Optimizing My Blog (Wordpress) For Speed

Lately, I have done some major changes regarding the hosting of my blog. All of this started with the intention to get more inside knowledge in Windows Azure. I moved to Azure Websites and then I moved to self-host the blog inside an Azure VM.

After the last migration, I had a short look at the network response times of my blog and it was terribly slow! The default page took 2 – 3 seconds to load.

chrome_timings

My first idea was related to bad default settings of my hosting environment. I configured PHP to cache compiled files – nothing changed. I changed the application pool to not load .Net stuff and to never shutdown based on idle times – no change! Trying other settings all over the place yielded no effect either. So it looks like my hosting is not the cause of the bad performance.

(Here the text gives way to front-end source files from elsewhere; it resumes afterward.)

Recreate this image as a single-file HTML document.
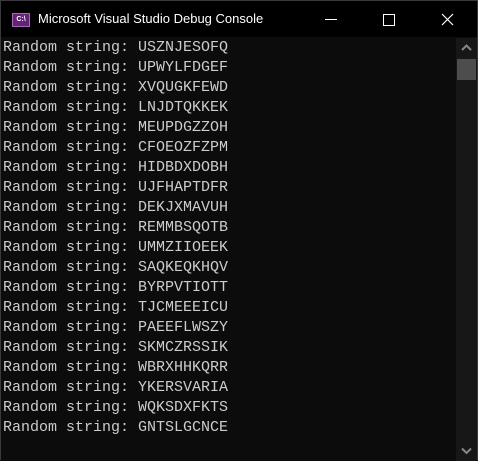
<!DOCTYPE html>
<html><head><style>
body{margin:0;width:478px;height:461px;overflow:hidden;background:#0c0c0c;position:relative}
.frame{position:absolute;left:0;top:0;width:476px;height:459px;border:1px solid #3a3a3a;border-bottom:none}
.title{position:absolute;left:1px;top:1px;width:476px;height:36px;background:#000}
.ttxt{position:absolute;left:37px;top:10px;color:#fff;font:13px "Liberation Sans",sans-serif;white-space:nowrap}
.icon{position:absolute;left:11px;top:12px;width:18px;height:14px;background:#68217a;border:1px solid #9a6fb0;box-sizing:border-box;color:#fff;font:bold 7px "Liberation Sans",sans-serif;text-align:center;line-height:12px}
.min{position:absolute;left:324px;top:18px;width:12px;height:1px;background:#fff}
.max{position:absolute;left:382px;top:13px;width:10px;height:10px;border:1px solid #fff}
.txt{position:absolute;left:3px;top:38px;color:#cccccc;font:15px/20px "Liberation Mono",monospace;white-space:pre}
.sb{position:absolute;left:456px;top:38px;width:21px;height:423px;background:#171717}
.thumb{position:absolute;left:457px;top:59px;width:19px;height:21px;background:#4d4d4d}
</style></head><body>
<div class="frame"></div>
<div class="title">
<div class="icon">C:\</div>
<div class="ttxt">Microsoft Visual Studio Debug Console</div>
<div class="min"></div>
<div class="max"></div>
<svg style="position:absolute;left:440px;top:12px" width="13" height="13"><path d="M1 1L12 12M12 1L1 12" stroke="#fff" stroke-width="1.2"/></svg>
</div>
<div class="txt">Random string: USZNJESOFQ
Random string: UPWYLFDGEF
Random string: XVQUGKFEWD
Random string: LNJDTQKKEK
Random string: MEUPDGZZOH
Random string: CFOEOZFZPM
Random string: HIDBDXDOBH
Random string: UJFHAPTDFR
Random string: DEKJXMAVUH
Random string: REMMBSQOTB
Random string: UMMZIIOEEK
Random string: SAQKEQKHQV
Random string: BYRPVTIOTT
Random string: TJCMEEEICU
Random string: PAEEFLWSZY
Random string: SKMCZRSSIK
Random string: WBRXHHKQRR
Random string: YKERSVARIA
Random string: WQKSDXFKTS
Random string: GNTSLGCNCE</div>
<div class="sb"></div>
<div class="thumb"></div>
<svg style="position:absolute;left:461px;top:44px" width="11" height="8"><path d="M1 6L5.5 1.5L10 6" stroke="#888" stroke-width="2" fill="none"/></svg>
<svg style="position:absolute;left:461px;top:447px" width="11" height="8"><path d="M1 1.5L5.5 6L10 1.5" stroke="#888" stroke-width="2" fill="none"/></svg>
</body></html>
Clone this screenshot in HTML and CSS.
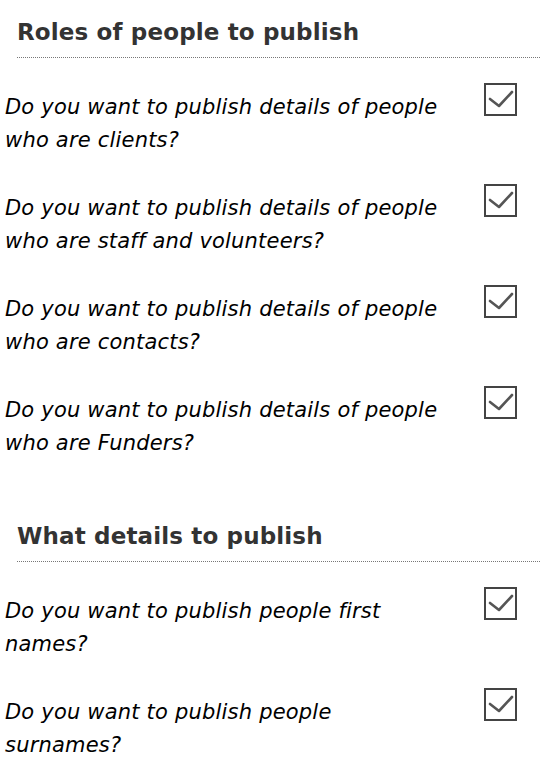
FILE: index.html
```html
<!DOCTYPE html>
<html>
<head>
<meta charset="utf-8">
<link rel="stylesheet" href="styles.css">
</head>
<body>
<section class="group">
  <h2 class="group-title">Roles of people to publish</h2>
  <div class="rows">
    <div class="row">
      <p class="question">Do you want to publish details of people who are clients?</p>
      <span class="check"><svg viewBox="0 0 33 33" width="33" height="33"><path d="M6 16 L15 23 L28 9" fill="none" stroke="#555" stroke-width="2.6" stroke-linecap="round" stroke-linejoin="round"/></svg></span>
    </div>
    <div class="row">
      <p class="question">Do you want to publish details of people who are staff and volunteers?</p>
      <span class="check"><svg viewBox="0 0 33 33" width="33" height="33"><path d="M6 16 L15 23 L28 9" fill="none" stroke="#555" stroke-width="2.6" stroke-linecap="round" stroke-linejoin="round"/></svg></span>
    </div>
    <div class="row">
      <p class="question">Do you want to publish details of people who are contacts?</p>
      <span class="check"><svg viewBox="0 0 33 33" width="33" height="33"><path d="M6 16 L15 23 L28 9" fill="none" stroke="#555" stroke-width="2.6" stroke-linecap="round" stroke-linejoin="round"/></svg></span>
    </div>
    <div class="row">
      <p class="question">Do you want to publish details of people who are Funders?</p>
      <span class="check"><svg viewBox="0 0 33 33" width="33" height="33"><path d="M6 16 L15 23 L28 9" fill="none" stroke="#555" stroke-width="2.6" stroke-linecap="round" stroke-linejoin="round"/></svg></span>
    </div>
  </div>
</section>
<section class="group">
  <h2 class="group-title">What details to publish</h2>
  <div class="rows">
    <div class="row">
      <p class="question">Do you want to publish people first names?</p>
      <span class="check"><svg viewBox="0 0 33 33" width="33" height="33"><path d="M6 16 L15 23 L28 9" fill="none" stroke="#555" stroke-width="2.6" stroke-linecap="round" stroke-linejoin="round"/></svg></span>
    </div>
    <div class="row">
      <p class="question">Do you want to publish people surnames?</p>
      <span class="check"><svg viewBox="0 0 33 33" width="33" height="33"><path d="M6 16 L15 23 L28 9" fill="none" stroke="#555" stroke-width="2.6" stroke-linecap="round" stroke-linejoin="round"/></svg></span>
    </div>
  </div>
</section>
</body>
</html>
```

FILE: styles.css
```css
html, body {
  margin: 0;
  padding: 0;
  background: #fff;
}
body {
  font-family: "DejaVu Sans", Verdana, sans-serif;
  color: #000;
}
.group + .group {
  padding-top: 44px;
}
.group-title {
  margin: 0 0 0 17px;
  padding-top: 14px;
  padding-bottom: 7px;
  font-size: 23px;
  line-height: 36px;
  font-weight: bold;
  letter-spacing: 0.15px;
  color: #333;
  border-bottom: 1px dotted #777;
}
.rows {
  display: flex;
  flex-direction: column;
  gap: 27px;
  padding-top: 25px;
}
.row {
  display: flex;
  align-items: flex-start;
  justify-content: space-between;
  padding-left: 5px;
  padding-right: 23px;
}
.question {
  margin: 8px 0 0 0;
  width: 440px;
  font-size: 21px;
  line-height: 33px;
  letter-spacing: 0.2px;
  font-style: italic;
}
.check {
  display: block;
  width: 29px;
  height: 29px;
  border: 2px solid #444;
  box-sizing: content-box;
  position: relative;
}
.check svg {
  position: absolute;
  left: -2px;
  top: -2px;
}
```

I started to google about Wordpress performance and got interesting results. It turns out the default Wordpress install is just slow! I decided to use the plugin wp-super-cache. After installation I started to pregenerate all pages. This feature caches the complete page output in the filesystem. In my case this was roughly 600 files / 5mb. This makes everything lightning fast:

chrome_timings_cached

I could have stopped here but at this point, Google Page Speed was already my new friend! It told me to add cache headers to improve performance. For local Wordpress files, I configured IIS to do this. The tricky part was doing the same for the image files hosted in Azure Blob Storage. Turns out you can do this via modifying blob metadata. Nearly all ressources of my blog are now cachable.

The next and last point for now was to optimize the image files. Google told me to use lossless compression of png files to save storage. PNGOUT is a nice little tool which optimizes the image filesize of pngs without changing any pixels. I used it to optimize all images. This save up to 50% in some instances!

The current version of my page gets a score of 86 (out of 100). Starting from 72, this is a nice improvement.